▼

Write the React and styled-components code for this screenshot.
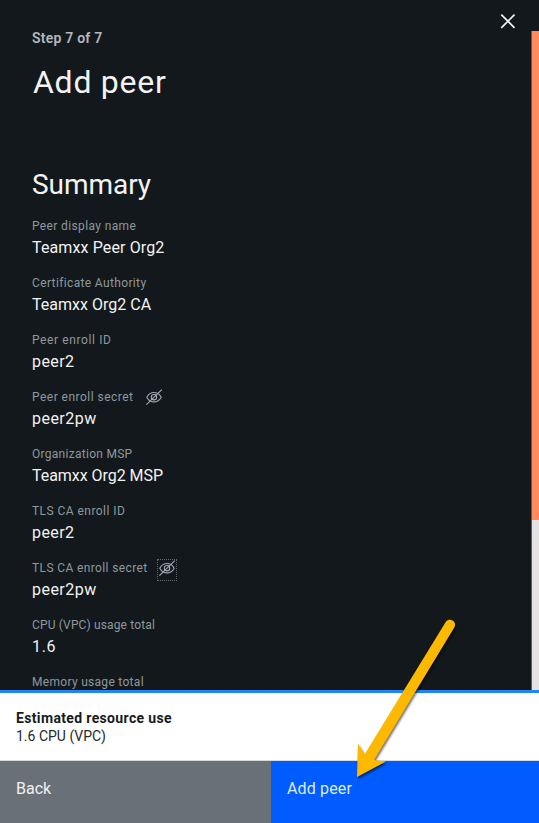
import React from "react";
import styled, { createGlobalStyle } from "styled-components";

const GlobalStyle = createGlobalStyle`
  * { box-sizing: border-box; }
  body {
    margin: 0;
    font-family: "Roboto", "Liberation Sans", sans-serif;
    background: #12181b;
  }
`;

const Page = styled.div`
  position: relative;
  display: flex;
  flex-direction: column;
  width: 539px;
  height: 823px;
  overflow: hidden;
  background: #12181b;
`;

const Body = styled.div`
  display: flex;
  height: 690px;
  overflow: hidden;
`;

const Content = styled.main`
  flex: 1;
  padding: 30px 0 0 32px;
`;

const Gutter = styled.aside`
  display: flex;
  flex-direction: column;
  width: 8px;
  margin-top: 31px;
  border-left: 1px solid #5a5d5f;
`;

const Thumb = styled.div`
  height: 489px;
  background: #ff8a5c;
`;

const Track = styled.div`
  flex: 1;
  background: #e3e3e4;
`;

const CloseButton = styled.button`
  position: absolute;
  top: 13px;
  left: 500px;
  width: 16px;
  height: 16px;
  padding: 0;
  border: 0;
  background: none;
  svg { display: block; }
`;

const Step = styled.div`
  font-size: 14px;
  font-weight: 600;
  line-height: 16px;
  letter-spacing: 0.22px;
  color: #b2b9be;
`;

const Title = styled.h1`
  margin: 16px 0 0;
  padding-left: 1px;
  font-size: 32px;
  font-weight: 400;
  line-height: 40px;
  letter-spacing: 0.74px;
  color: #f3f3f3;
`;

const Subtitle = styled.h2`
  margin: 65px 0 0;
  font-size: 28px;
  font-weight: 400;
  line-height: 36px;
  letter-spacing: -0.05px;
  color: #f3f3f3;
`;

const Fields = styled.dl`
  margin: 15px 0 0;
`;

const Field = styled.div`
  height: 57px;
`;

const Label = styled.dt`
  display: flex;
  height: 16px;
  font-size: 12px;
  line-height: 16px;
  white-space: nowrap;
  letter-spacing: ${(p) => p.$tracking}px;
  color: #8f989e;
`;

const Value = styled.dd`
  margin: 2px 0 0;
  font-size: 16px;
  line-height: 24px;
  white-space: nowrap;
  letter-spacing: ${(p) => p.$tracking}px;
  color: #f3f3f3;
`;

const LabelText = styled.span`
  width: ${(p) => p.$width}px;
`;

const Toggle = styled.button`
  display: flex;
  align-items: flex-start;
  width: 20px;
  height: 22px;
  margin-top: -1px;
  padding: 0;
  border: 1px dotted ${(p) => (p.$focused ? "#63696d" : "transparent")};
  background: none;
  svg { display: block; flex: none; margin-top: -1px; }
`;

const Footer = styled.footer`
  display: flex;
  flex-direction: column;
  height: 133px;
  border-top: 3px solid #2284fb;
  background: #ffffff;
`;

const Estimate = styled.div`
  height: 68px;
  padding: 16px 16px 0;
  border-bottom: 1px solid #d6dadc;
  font-size: 14px;
  line-height: 18px;
  color: #252a2d;
`;

const EstimateTitle = styled.div`
  font-weight: 700;
  letter-spacing: 0.35px;
  color: #171b1e;
`;

const Actions = styled.div`
  display: flex;
  flex: 1;
`;

const ActionButton = styled.button`
  width: ${(p) => (p.$primary ? 268 : 271)}px;
  padding: 16px 16px 0;
  border: 0;
  background: ${(p) => (p.$primary ? "#005cff" : "#697077")};
  color: ${(p) => (p.$primary ? "#dfebff" : "#f0f1f2")};
  font: 400 16px/24px "Roboto", sans-serif;
  letter-spacing: ${(p) => (p.$primary ? 0.14 : 0)}px;
  text-align: left;
  display: flex;
  align-items: flex-start;
`;

const Pointer = styled.svg`
  position: absolute;
  top: 610px;
  left: 346px;
  filter: drop-shadow(1px 2px 1px rgba(0, 0, 0, 0.55));
  pointer-events: none;
`;

const fields = [
  { label: "Peer display name", lt: 0.37, value: "Teamxx Peer Org2", vt: 0.12 },
  { label: "Certificate Authority", lt: 0.36, value: "Teamxx Org2 CA", vt: 0.02 },
  { label: "Peer enroll ID", lt: 0.61, value: "peer2", vt: 0.41 },
  { label: "Peer enroll secret", lt: 0.47, value: "peer2pw", vt: 0.47 },
  { label: "Organization MSP", lt: 0.28, value: "Teamxx Org2 MSP", vt: -0.04 },
  { label: "TLS CA enroll ID", lt: 0.45, value: "peer2", vt: 0.41 },
  { label: "TLS CA enroll secret", lt: 0.38, value: "peer2pw", vt: 0.47 },
  { label: "CPU (VPC) usage total", lt: 0.15, value: "1.6", vt: 0.7 },
  { label: "Memory usage total", lt: 0.3 },
];

const toggles = {
  "Peer enroll secret": { at: 112, focused: false },
  "TLS CA enroll secret": { at: 125, focused: true },
};

function HiddenEye() {
  return (
    <svg width="18" height="20" viewBox="0 0 18 20" fill="none" stroke="#a3abb0" strokeWidth="1.1">
      <path d="M1.8 9.2C3.6 5.9 6 4.5 9 4.5s5.4 1.4 7.2 4.7C14.4 12.5 12 13.9 9 13.9S3.6 12.5 1.8 9.2Z" />
      <circle cx="9" cy="9.2" r="2.7" />
      <path d="M1.4 16.7 16.8 1.7" />
    </svg>
  );
}

function SecretToggle({ focused }) {
  return (
    <Toggle $focused={focused} aria-label="Show secret">
      <HiddenEye />
    </Toggle>
  );
}

export default function App() {
  return (
    <Page>
      <GlobalStyle />
      <Body>
        <Content>
          <Step>Step 7 of 7</Step>
          <Title>Add peer</Title>
          <Subtitle>Summary</Subtitle>
          <Fields>
            {fields.map((f) => {
              const toggle = toggles[f.label];
              return (
                <Field key={f.label}>
                  <Label $tracking={f.lt}>
                    <LabelText $width={toggle?.at}>{f.label}</LabelText>
                    {toggle && <SecretToggle focused={toggle.focused} />}
                  </Label>
                  {f.value && <Value $tracking={f.vt}>{f.value}</Value>}
                </Field>
              );
            })}
          </Fields>
        </Content>
        <Gutter>
          <Thumb />
          <Track />
        </Gutter>
      </Body>
      <Footer>
        <Estimate>
          <EstimateTitle>Estimated resource use</EstimateTitle>
          1.6 CPU (VPC)
        </Estimate>
        <Actions>
          <ActionButton>Back</ActionButton>
          <ActionButton $primary>Add peer</ActionButton>
        </Actions>
      </Footer>
      <CloseButton aria-label="Close">
        <svg width="16" height="16" viewBox="0 0 16 16" stroke="#f3f3f3" strokeWidth="1.7">
          <path d="M1.3 1.6 14.5 14.8M14.5 1.6 1.3 14.8" />
        </svg>
      </CloseButton>
      <Pointer width="120" height="180" viewBox="346 610 120 180" fill="#fdb900">
        <path d="M445.7 622.1A5 5 0 0 1 454.3 627.4L374 760 386 761.5 357 777 358 743.5 364.7 754.3Z" />
      </Pointer>
    </Page>
  );
}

▲

■ Given exercise ■
Copy all lines from the listing that contain "React".

■ The output ■
Write the React and styled-components code for this screenshot.
import React from "react";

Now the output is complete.